Aphorisms by Mason Cooley

Alfred Kelly alerts me to the aphorisms of the late Mason Cooley, a professor of literature at the College of Staten Island and Columbia University, who died in 2002. There is not a lot of info about Cooley online, but the Cooley listing on poemhunter.com runs to over 200 pages and, by Mr. Kelly’s count, contains some 1,500 sayings. Cooley published a series of collections called City Aphorisms, which seems to have run at least for nine separate “selections.” Wikiquote also has a compact list of Cooleyisms. Cooley has a number of aphorisms on aphorisms, including

In an aphorism, aptness counts for more than truth.

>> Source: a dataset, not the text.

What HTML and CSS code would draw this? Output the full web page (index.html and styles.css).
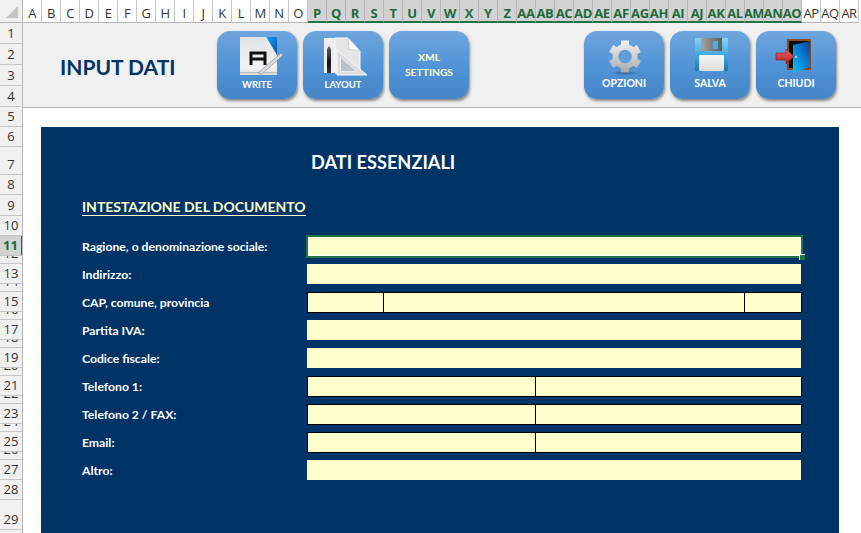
FILE: index.html
```html
<!DOCTYPE html>
<html lang="it">
<head>
    <meta charset="UTF-8">
    <title>Input dati</title>
    <link rel="stylesheet" href="styles.css">
</head>
<body>
    <div class="sheet">
        <div class="corner"><span class="corner-mark"></span></div>
        <div class="col-heads">
            <span>A</span><span>B</span><span>C</span><span>D</span><span>E</span><span>F</span><span>G</span><span>H</span><span>I</span><span>J</span><span>K</span><span>L</span><span>M</span><span>N</span><span>O</span>
            <span class="sel">P</span><span class="sel">Q</span><span class="sel">R</span><span class="sel">S</span><span class="sel">T</span><span class="sel">U</span><span class="sel">V</span><span class="sel">W</span><span class="sel">X</span><span class="sel">Y</span><span class="sel">Z</span><span class="sel">AA</span><span class="sel">AB</span><span class="sel">AC</span><span class="sel">AD</span><span class="sel">AE</span><span class="sel">AF</span><span class="sel">AG</span><span class="sel">AH</span><span class="sel">AI</span><span class="sel">AJ</span><span class="sel">AK</span><span class="sel">AL</span><span class="sel">AM</span><span class="sel">AN</span><span class="sel">AO</span>
            <span>AP</span><span>AQ</span><span>AR</span>
        </div>
        <div class="row-heads">
            <span class="h21">1</span><span class="h21">2</span><span class="h21">3</span><span class="h21">4</span><span>5</span><span>6</span><span class="tall">7</span><span>8</span><span class="h21">9</span><span>10</span>
            <span class="sel">11</span><span class="thin">12</span><span>13</span><span class="thin">14</span><span>15</span><span class="thin">16</span><span>17</span><span class="thin">18</span><span>19</span><span class="thin">20</span><span>21</span><span class="thin">22</span><span>23</span><span class="thin">24</span><span>25</span><span class="thin">26</span><span>27</span><span>28</span><span class="taller">29</span><span>30</span>
        </div>
        <div class="content">
            <div class="toolbar">
                <h1 class="page-title">INPUT DATI</h1>
                <div class="btn-group">
                    <button class="tool-btn">
                        <svg class="icon" viewBox="0 0 52 44">
                            <defs>
                                <linearGradient id="pageGrad" x1="0" y1="0" x2="0" y2="1"><stop offset="0" stop-color="#dfe2e4"/><stop offset="0.8" stop-color="#f3f3f3"/><stop offset="1" stop-color="#dadada"/></linearGradient>
                                <linearGradient id="cornerGrad" x1="0" y1="0" x2="1" y2="1"><stop offset="0" stop-color="#0fa6ee"/><stop offset="1" stop-color="#0a4fb0"/></linearGradient>
                            </defs>
                            <path d="M9 1h27l10 10v28H9z" fill="url(#pageGrad)"/>
                            <path d="M35 1h11v18z" fill="url(#cornerGrad)"/>
                            <path d="M35 1l1 8 6 4z" fill="#e8eef2"/>
                            <rect x="9" y="36" width="37" height="1" fill="#b9bcbc"/>
                            <path d="M20 29V17h14v12M20 23h14" fill="none" stroke="#111" stroke-width="3"/>
                            <path d="M27 37L50 17l2 2-21 19z" fill="#d9dcde" stroke="#848a90" stroke-width=".6"/>
                        </svg>
                        <span>WRITE</span>
                    </button>
                    <button class="tool-btn">
                        <svg class="icon" viewBox="0 0 52 44">
                            <defs><linearGradient id="penGrad" x1="0" y1="0" x2="0" y2="1"><stop offset="0" stop-color="#6a6a6a"/><stop offset="0.6" stop-color="#111"/><stop offset="1" stop-color="#333"/></linearGradient></defs>
                            <path d="M7 2h14v35H7z" fill="#eeeeee"/>
                            <path d="M10 13l2-3 2 3v24h-4z" fill="url(#penGrad)"/>
                            <path d="M18 2h13l12 13v22H18z" fill="#e6e6e6" stroke="#fafafa"/>
                            <path d="M31 2l1 11 11 2z" fill="#fbfbfb" stroke="#b5b5b5" stroke-width=".5"/>
                            <path d="M20 14l30 25H20zM24 22v13h15z" fill="#dcdcdc" fill-rule="evenodd" stroke="#f8f8f8"/>
                            <path d="M24 22v13h15z" fill="#b9c2c8"/>
                        </svg>
                        <span>LAYOUT</span>
                    </button>
                    <button class="tool-btn text-only"><span>XML</span><span>SETTINGS</span></button>
                </div>
                <div class="btn-group group-right">
                    <button class="tool-btn">
                        <svg class="icon" viewBox="0 0 52 44">
                            <defs>
                                <linearGradient id="gearGrad" gradientUnits="userSpaceOnUse" x1="0" y1="4" x2="0" y2="37"><stop offset="0" stop-color="#f4f4f4"/><stop offset="1" stop-color="#a8a8a8"/></linearGradient>
                                <radialGradient id="gearShadow"><stop offset="0" stop-color="#23486e" stop-opacity="0.7"/><stop offset="1" stop-color="#23486e" stop-opacity="0"/></radialGradient>
                            </defs>
                            <ellipse cx="27" cy="37" rx="14" ry="2" fill="url(#gearShadow)"/>
                            <path d="M27 20.500V4.500M27 20.500V36.500M27 20.500L40.900 12.500M27 20.500L40.900 28.500M27 20.500L13.100 12.500M27 20.500L13.100 28.500" stroke="url(#gearGrad)" stroke-width="8" fill="none"/>
                            <circle cx="27" cy="20.500" r="12.500" fill="url(#gearGrad)"/>
                            <circle cx="27" cy="20.500" r="6.700" fill="#5f9ddc"/>
                        </svg>
                        <span>OPZIONI</span>
                    </button>
                    <button class="tool-btn">
                        <svg class="icon" viewBox="0 0 52 44">
                            <defs>
                                <linearGradient id="diskGrad" x1="0" y1="0" x2="0" y2="1"><stop offset="0" stop-color="#84d6f2"/><stop offset="0.55" stop-color="#3fa5dc"/><stop offset="1" stop-color="#1f74b4"/></linearGradient>
                                <linearGradient id="shutterGrad" x1="0" y1="0" x2="1" y2="0"><stop offset="0" stop-color="#a4a4a4"/><stop offset="1" stop-color="#5a5a5a"/></linearGradient>
                                <linearGradient id="labelGrad" x1="0" y1="0" x2="0" y2="1"><stop offset="0" stop-color="#f6f6f6"/><stop offset="1" stop-color="#dcdcdc"/></linearGradient>
                            </defs>
                            <path d="M11 2h33v33H11z" fill="url(#diskGrad)"/>
                            <path d="M17 2h21v13H17z" fill="url(#shutterGrad)"/>
                            <rect x="29" y="5" width="5" height="8" fill="#45b4e4"/>
                            <rect x="15" y="19" width="25" height="16" rx="1" fill="url(#labelGrad)"/>
                        </svg>
                        <span>SALVA</span>
                    </button>
                    <button class="tool-btn">
                        <svg class="icon" viewBox="0 0 52 44">
                            <defs>
                                <linearGradient id="doorGrad" x1="0" y1="1" x2="1" y2="0"><stop offset="0" stop-color="#08c4f4"/><stop offset="0.55" stop-color="#0a7ad0"/><stop offset="1" stop-color="#0a3a94"/></linearGradient>
                                <linearGradient id="arrowGrad" x1="0" y1="0" x2="0" y2="1"><stop offset="0" stop-color="#f06a6a"/><stop offset="1" stop-color="#b3151c"/></linearGradient>
                            </defs>
                            <path d="M17 3h24v31H17z" fill="#8a4a20"/>
                            <path d="M19 5h20v27H19z" fill="#0c0c0c"/>
                            <path d="M23 9L40 5v26l-17 6z" fill="url(#doorGrad)"/>
                            <circle cx="26" cy="21" r="1" fill="#dddddd"/>
                            <path d="M6 17h10v-4l8 7.500-8 7.500v-4H6z" fill="url(#arrowGrad)" stroke="#8a1a1f" stroke-width=".6"/>
                        </svg>
                        <span>CHIUDI</span>
                    </button>
                </div>
            </div>
            <div class="white-area">
                <div class="panel">
                    <h2 class="panel-title">DATI ESSENZIALI</h2>
                    <h3 class="section-title"><span>INTESTAZIONE DEL DOCUMENTO</span></h3>
                    <div class="form">
                        <label>Ragione, o denominazione sociale:</label>
                        <div class="cell active"><i class="handle"></i></div>
                        <label>Indirizzo:</label>
                        <div class="cell"></div>
                        <label>CAP, comune, provincia</label>
                        <div class="cell split cap"><b></b><b></b><b></b></div>
                        <label>Partita IVA:</label>
                        <div class="cell"></div>
                        <label>Codice fiscale:</label>
                        <div class="cell"></div>
                        <label>Telefono 1:</label>
                        <div class="cell split half"><b></b><b></b></div>
                        <label>Telefono 2 / FAX:</label>
                        <div class="cell split half"><b></b><b></b></div>
                        <label>Email:</label>
                        <div class="cell split half"><b></b><b></b></div>
                        <label>Altro:</label>
                        <div class="cell"></div>
                    </div>
                </div>
            </div>
        </div>
    </div>
</body>
</html>
```

FILE: styles.css
```css
* {
    box-sizing: border-box;
}
html, body {
    margin: 0;
    height: 100%;
    overflow: hidden;
}
body {
    font-family: 'Lato', sans-serif;
    background-color: #ffffff;
}
.sheet {
    display: grid;
    grid-template-columns: 23px 838px;
    grid-template-rows: 23px 510px;
    width: 861px;
    height: 533px;
}
.corner {
    background-color: #f0f0f0;
    border-right: 1px solid #b5b5b5;
    border-bottom: 1px solid #b5b5b5;
    display: flex;
    align-items: flex-end;
    justify-content: flex-end;
    padding: 0 4px 4px 0;
}
.corner-mark {
    width: 0;
    height: 0;
    border-left: 12px solid transparent;
    border-bottom: 12px solid #c4c4c4;
}
.col-heads {
    display: flex;
    font-family: 'Open Sans', sans-serif;
    font-size: 13px;
    background-color: #ffffff;
    overflow: hidden;
}
.col-heads span {
    flex: 0 0 19px;
    height: 23px;
    display: flex;
    justify-content: center;
    line-height: 26px;
    color: #333333;
    white-space: nowrap;
    letter-spacing: -0.5px;
    border-right: 1px solid #c6c6c6;
    border-bottom: 1px solid #b5b5b5;
    overflow: hidden;
    background-color: #ffffff;
}
.col-heads span.sel {
    background-color: #d2d2d2;
    color: #1d6a3e;
    font-weight: 700;
    border-right-color: #b5b5b5;
    border-bottom: 2px solid #217346;
    letter-spacing: -0.3px;
}
.row-heads {
    display: flex;
    flex-direction: column;
    font-family: 'Open Sans', sans-serif;
    font-size: 13px;
    color: #333333;
    background-color: #f0f0f0;
    border-right: 1px solid #b5b5b5;
    overflow: hidden;
}
.row-heads span {
    flex: 0 0 20px;
    display: flex;
    align-items: flex-end;
    justify-content: center;
    line-height: 19px;
    border-bottom: 1px solid #c6c6c6;
    overflow: hidden;
}
.row-heads span.h21 {
    flex-basis: 21px;
}
.row-heads span.tall {
    flex-basis: 28px;
}
.row-heads span.taller {
    flex-basis: 30px;
}
.row-heads span.thin {
    flex-basis: 8px;
}
.row-heads span.sel {
    background-color: #d2d2d2;
    color: #1d6a3e;
    font-weight: 700;
    border-right: 2px solid #217346;
    margin-right: -1px;
}
.content {
    display: flex;
    flex-direction: column;
    min-width: 0;
}
.toolbar {
    flex: 0 0 85px;
    background-color: #f0f0f0;
    border-bottom: 1px solid #b5b5b5;
    display: flex;
    align-items: flex-start;
    padding-top: 8px;
}
.page-title {
    margin: 23px 0 0 37px;
    width: 157px;
    font-size: 21px;
    line-height: 25px;
    font-weight: 700;
    color: #003366;
    white-space: nowrap;
}
.btn-group {
    display: flex;
    gap: 6px;
}
.group-right {
    margin-left: 115px;
}
.tool-btn {
    width: 80px;
    height: 68px;
    padding: 5px 0 0;
    border: none;
    border-radius: 13px;
    background: linear-gradient(#6fa5dc, #4f92d6 55%, #4586c6);
    box-shadow: 1px 2px 3px rgba(0, 0, 0, 0.45);
    display: flex;
    flex-direction: column;
    align-items: center;
    color: #ffffff;
    font-family: 'Lato', sans-serif;
    font-size: 9.5px;
    line-height: 13px;
    font-weight: 700;
}
.group-right .tool-btn {
    font-size: 10.5px;
}
.group-right .icon {
    margin-bottom: -3px;
}
.tool-btn.text-only {
    justify-content: center;
    gap: 2px;
    padding: 0;
    font-size: 10.3px;
    color: #ffffcc;
}
.icon {
    flex: none;
    width: 52px;
    height: 44px;
    margin-bottom: -2px;
}
.white-area {
    flex: 1;
    padding: 19px 22px 0 18px;
}
.panel {
    height: 420px;
    background-color: #003366;
    padding-top: 21px;
}
.panel-title {
    margin: 0 0 0 270px;
    font-size: 18.2px;
    line-height: 28px;
    font-weight: 700;
    color: #ffffff;
    height: 28px;
}
.section-title {
    margin: 21px 0 0 41px;
    height: 20px;
    font-size: 14px;
    line-height: 20px;
    font-weight: 700;
    color: #ffffcc;
}
.section-title span {
    border-bottom: 1px solid #ffffcc;
    letter-spacing: -0.03px;
}
.form {
    margin: 19px 0 0 41px;
    display: grid;
    grid-template-columns: 225px 494px;
    grid-auto-rows: 20px;
    row-gap: 8px;
}
.form label {
    font-size: 12.2px;
    line-height: 22px;
    font-weight: 700;
    color: #ffffff;
    white-space: nowrap;
}
.cell {
    background-color: #ffffcc;
    position: relative;
}
.cell.active {
    margin: -1px -2px -2px -1px;
    border: 2px solid #217346;
    box-shadow: inset 0 0 0 1px #ffffff;
}
.handle {
    position: absolute;
    right: -4px;
    bottom: -4px;
    width: 6px;
    height: 6px;
    background-color: #217346;
    border: 1px solid #ffffff;
    border-width: 1px 0 0 1px;
}
.split {
    display: grid;
    background-color: #000000;
    border: 1px solid #000000;
    column-gap: 1px;
    margin: 0 -1px -1px 0;
}
.split b {
    background-color: #ffffcc;
}
.cap {
    grid-template-columns: 75px 360px 56px;
}
.half {
    grid-template-columns: 227px 265px;
}
```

The laughter of the aphorism is sometimes triumphant, but seldom carefree.

Writing an upbeat aphorism is a temptation, but decorum forbids.

A selection of his other sayings follows. My thanks to Alfred Kelly of Hamilton College, one-time academic haunt of the great aphorists Josh Billings and Ezra Pound, for alerting me to Mason Cooley.

Wisdom remembers. Happiness forgets

Reality is the name we give to our disappointments.

The Insignificance of Man is a congenial theme; my own insignificance is a sore point.

Passion impels our deeds; ideology supplies the explanations.

By multiplying ironies, I evade commitments.

Don’t tell me it’s raining when you’re peeing on me!